Another way to tackle the problem is to employ more women at banks in our region. By enhancing the number of women in banking, especially in senior positions, banks will become more understanding about the challenges faced by women entrepreneurs. And financing gaps will be closed as a result.
ADB’s Trade Finance Program is doing its part to address these issues. We have a network of over 200 bank relationships. Nineteen of our partner banks in 8 countries -- Bangladesh, Myanmar, Pakistan, Viet Nam, Kazakhstan, Mongolia, Samoa, and Uzbekistan -- participated in phase one of our Gender Initiative by offering their human resource policies for analysis. We had gender specialists analyze their policies to see how they could be enhanced to attract, retain and promote more women in banking.
Twenty-five recommendations emerged from this process and were implemented by 12 of the banks that participated.
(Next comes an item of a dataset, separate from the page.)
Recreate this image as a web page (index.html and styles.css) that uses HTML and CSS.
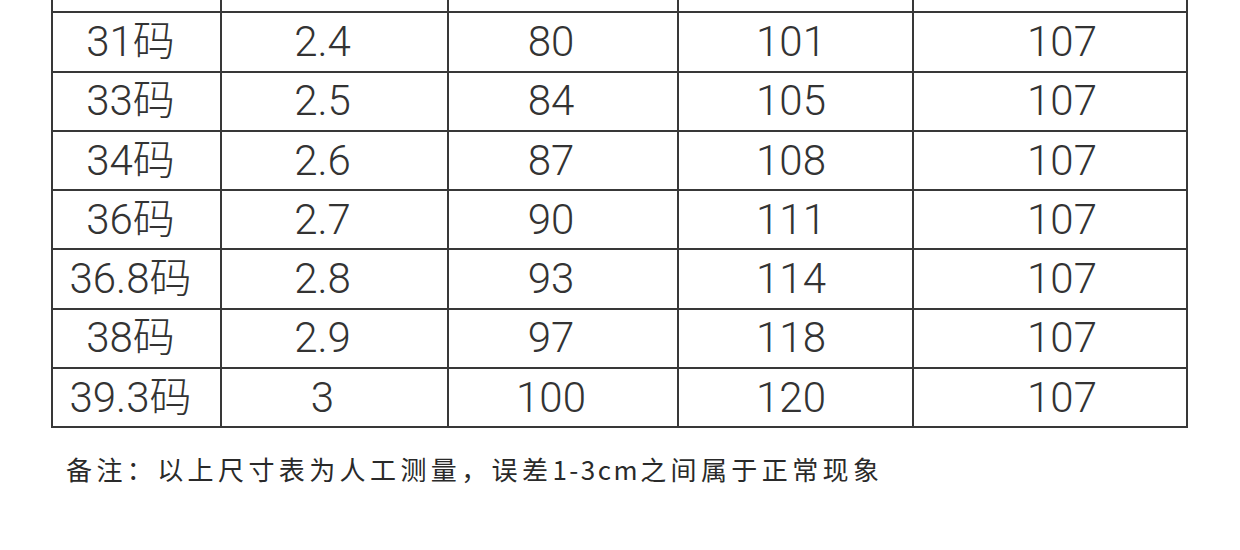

The second phase of the initiative will examine how the human resource policies at 19 more banks can be enhanced to attract, retain, and promote more women in banking. We will work with banks to implement the more challenging recommendations like establishing grievance procedures and remedies around gender issues in the workplace, and equal pay.
In the end, though, the most important success factor is workplace culture. If women and men are shy about taking leave or working flexible hours to look after family, for example, human resource policy changes won’t help much. And if conferences, panels and senior positions continue to be stacked with old guys like me, the signal is clear for women and we’ll all be the lesser for it.
Establishing a global superstructure of appropriate rules and regulations to improve access to trade finance is a key step in empowering women who run businesses. And banks staffed with more women will likely be willing to increase support to women owned businesses.
That’s the future, if we have the vision and determination to make it happen.